A invisibilidade da violência de
gênero por parte dos serviços de saúde se deve também ao fato de que as
profissionais mulheres levam para seu campo de trabalho as concepções de gênero
às quais foram expostas durante suas vidas. Estas concepções tendem a ser
androcêntricas, cuja opressão e subalternização do gênero feminino são vistas
como algo comum e natural.
Esta postura reitera o que foi
afirmado a respeito da banalização e indiferença como contra-controle. Há
séculos que a mulher é sujeito de violências constantes, sendo controlada pelos
mais variados dispositivos. Das maneiras de lidar com este controle
estabeleceram-se a naturalização e vitimização, por parte das profissionais de
saúde, das mulheres vítimas de violência doméstica e sexual que buscam os
serviços de saúde.
O artigo reiterou também a
importância de espaços terapêuticos voltados à escuta destas mulheres. Tanto na
consulta médica, como em grupos terapêuticos voltados ao tema, isto possibilita
a ressignificação desta violência e a capacidade de lidar com isso com o coletivo,
tornando-se parte do processo de mudança.

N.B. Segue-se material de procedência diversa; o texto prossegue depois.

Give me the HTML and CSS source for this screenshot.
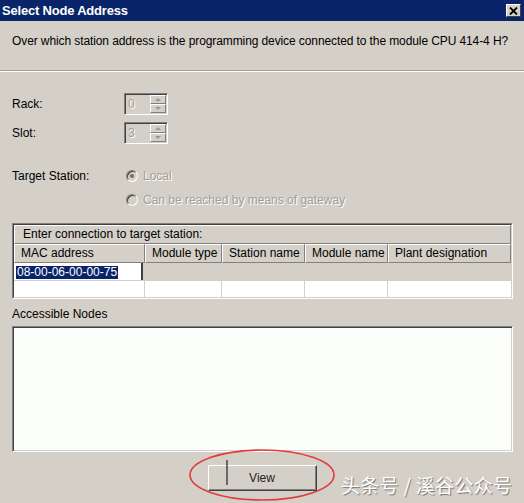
FILE: index.html
```html
<!DOCTYPE html>
<html>
<head>
<meta charset="utf-8">
<link rel="stylesheet" href="styles.css">
</head>
<body>
<div class="window">
  <div class="titlebar">
    <span class="title">Select Node Address</span>
    <span class="close"><svg width="9" height="8" viewBox="0 0 9 8"><path d="M1 0.5 L8 7.5 M8 0.5 L1 7.5" stroke="#000" stroke-width="1.8"/></svg></span>
  </div>
  <div class="question">Over which station address is the programming device connected to the module CPU 414-4 H?</div>
  <div class="content">
    <div class="field-row rack">
      <span class="label">Rack:</span>
      <div class="spin"><span class="spin-val">0</span><div class="spin-btns"><span class="spin-btn"><i class="up"></i></span><span class="spin-btn"><i class="down"></i></span></div></div>
    </div>
    <div class="field-row slot">
      <span class="label">Slot:</span>
      <div class="spin"><span class="spin-val">3</span><div class="spin-btns"><span class="spin-btn"><i class="up"></i></span><span class="spin-btn"><i class="down"></i></span></div></div>
    </div>
    <div class="target">
      <span class="label tlabel">Target Station:</span>
      <div class="radios">
        <div class="radio-row"><span class="radio checked"></span><span class="disabled">Local</span></div>
        <div class="radio-row"><span class="radio"></span><span class="disabled">Can be reached by means of gateway</span></div>
      </div>
    </div>
    <div class="grid">
      <div class="grid-inner">
        <div class="hcell span">Enter connection to target station:</div>
        <div class="hcell">MAC address</div>
        <div class="hcell">Module type</div>
        <div class="hcell">Station name</div>
        <div class="hcell">Module name</div>
        <div class="hcell">Plant designation</div>
        <div class="edit-cell"><span class="sel">08-00-06-00-00-75</span></div>
        <div class="gray-rest"></div>
        <div class="wcell"></div>
        <div class="wcell"></div>
        <div class="wcell"></div>
        <div class="wcell"></div>
        <div class="wcell last"></div>
      </div>
    </div>
    <div class="nodes-label">Accessible Nodes</div>
    <div class="listbox"></div>
  </div>
  <div class="footer">
    <button class="btn">View</button>
    <span class="cursor-line"></span>
    <svg class="ring" width="148" height="54" viewBox="0 0 148 54"><ellipse cx="74" cy="27" rx="72" ry="25" fill="none" stroke="#e23b3b" stroke-width="1.6"/></svg>
    <span class="watermark">头条号 / 溪谷公众号</span>
  </div>
</div>
</body>
</html>
```
FILE: styles.css
```css
* { box-sizing: border-box; margin: 0; padding: 0; }
html, body { width: 524px; height: 503px; overflow: hidden; }
body {
  background: #d4d0c8;
  font-family: "Liberation Sans", Arial, sans-serif;
  font-size: 12px;
  color: #000;
}
.window { width: 524px; height: 503px; display: flex; flex-direction: column; }
.titlebar {
  height: 21px;
  background: #0a246a;
  display: flex;
  align-items: center;
  justify-content: space-between;
  padding: 0 3px 0 2px;
}
.title { color: #fff; font-weight: bold; font-size: 13px; letter-spacing: -0.2px; }
.close {
  width: 15px; height: 13px;
  background: #d4d0c8;
  border: 1px solid;
  border-color: #fff #404040 #404040 #fff;
  display: flex; align-items: center; justify-content: center;
}
.question {
  height: 50px;
  padding: 13px 0 0 12px;
  line-height: 14px;
  letter-spacing: -0.1px;
  border-bottom: 1px solid #a09d96;
}
.content {
  border-top: 1px solid #fff;
  padding: 0 11px 0 12px;
  display: flex;
  flex-direction: column;
}
.field-row { display: flex; align-items: center; height: 22px; }
.rack { margin-top: 21px; }
.slot { margin-top: 7px; }
.label { width: 112px; line-height: 14px; }
.spin {
  width: 44px; height: 22px;
  border: 1px solid;
  border-color: #808080 #fff #fff #808080;
  display: flex;
  align-items: stretch;
}
.spin-val {
  flex: 1;
  border-top: 1px solid #404040;
  border-left: 1px solid #404040;
  padding: 2px 0 0 2px;
  color: #a19e98;
  text-shadow: 1px 1px 0 #fff;
  line-height: 15px;
}
.spin-btns {
  width: 17px;
  display: flex;
  flex-direction: column;
  border-top: 1px solid #404040;
  padding: 0 1px 1px 0;
}
.spin-btn {
  flex: 1;
  border: 1px solid;
  border-color: #fff #808080 #808080 #fff;
  display: flex; align-items: center; justify-content: center;
}
.spin-btn i { width: 0; height: 0; border-left: 3px solid transparent; border-right: 3px solid transparent; }
.spin-btn .up { border-bottom: 3px solid #9a9790; }
.spin-btn .down { border-top: 3px solid #9a9790; }
.target { display: flex; margin-top: 25px; }
.tlabel { width: 114px; }
.radios { display: flex; flex-direction: column; gap: 10px; }
.radio-row { display: flex; align-items: center; height: 14px; }
.radio {
  width: 12px; height: 12px;
  border-radius: 50%;
  border: 1px solid;
  border-color: #808080 #fff #fff #808080;
  box-shadow: inset 1px 1px 0 #404040, inset -1px -1px 0 #d4d0c8;
  background: #d4d0c8;
  margin-right: 5px;
  display: flex; align-items: center; justify-content: center;
}
.radio.checked::after {
  content: "";
  width: 4px; height: 4px;
  border-radius: 50%;
  background: #6e6c68;
}
.disabled { color: #a19e98; text-shadow: 1px 1px 0 #fff; line-height: 14px; }
.grid {
  margin-top: 16px;
  width: 501px;
  border: 1px solid;
  border-color: #808080 #fff #fff #808080;
}
.grid-inner {
  border: 1px solid;
  border-color: #404040 #d4d0c8 #d4d0c8 #404040;
  display: grid;
  grid-template-columns: 131px 77px 83px 83px 123px;
  grid-template-rows: 19px 19px 17px 17px;
}
.hcell {
  border: 1px solid;
  border-color: #fff #808080 #808080 #fff;
  padding-left: 6px;
  line-height: 17px;
  white-space: nowrap;
  overflow: hidden;
}
.hcell.span { grid-column: 1 / -1; padding-left: 8px; }
.edit-cell {
  background: #fff;
  border-right: 2px solid #404040;
  margin-right: 2px;
  padding: 2px 0 0 2px;
}
.sel {
  display: inline-block;
  background: #0a246a;
  color: #fff;
  line-height: 13px;
  padding: 0 1px;
}
.gray-rest { grid-column: 2 / -1; background: #d4d0c8; }
.wcell { background: #fff; border-right: 1px solid #d4d0c8; border-top: 1px solid #d4d0c8; }
.wcell.last { border-right: none; }
.nodes-label { margin-top: 8px; line-height: 14px; }
.listbox {
  margin-top: 5px;
  width: 501px;
  height: 126px;
  border: 1px solid;
  border-color: #808080 #fff #fff #808080;
  box-shadow: inset 1px 1px 0 #404040, inset -1px -1px 0 #d4d0c8;
  background: #fcfefc;
}
.footer {
  position: relative;
  flex: 1;
  display: flex;
  justify-content: center;
  align-items: flex-start;
}
.btn {
  margin-top: 13px;
  width: 109px; height: 26px;
  background: #d4d0c8;
  border: 1px solid;
  border-color: #fff #404040 #404040 #fff;
  box-shadow: inset -1px -1px 0 #808080;
  font-family: "Liberation Sans", Arial, sans-serif;
  font-size: 12px;
  color: #222;
}
.cursor-line {
  position: absolute;
  left: 226px; top: 8px;
  width: 2px; height: 25px;
  background: #6a6864;
}
.ring { position: absolute; left: 188px; top: -4px; }
.watermark {
  position: absolute;
  left: 341px; top: 22px;
  font-family: "Noto Sans CJK SC", sans-serif;
  font-size: 19px;
  line-height: 22px;
  letter-spacing: 0.3px;
  color: #fff;
  text-shadow: 1px 1px 1px rgba(0,0,0,0.45);
}
```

A proposta de fortalecer a
escuta qualificada e romper com paradigmas hegemônicos, androcêntricos e
organicistas do modelo médico encontra forte respaldo no que Sidman (1995)
propõe como alternativa às punições. Não é necessário punir para evitar a
violência, fortalecer ações desejáveis que substituam as indesejáveis
apresenta-se como o princípio norteador fundamental de uma sociedade que possa
afirmar, de fato, que a violência reduziu daqui algum tempo.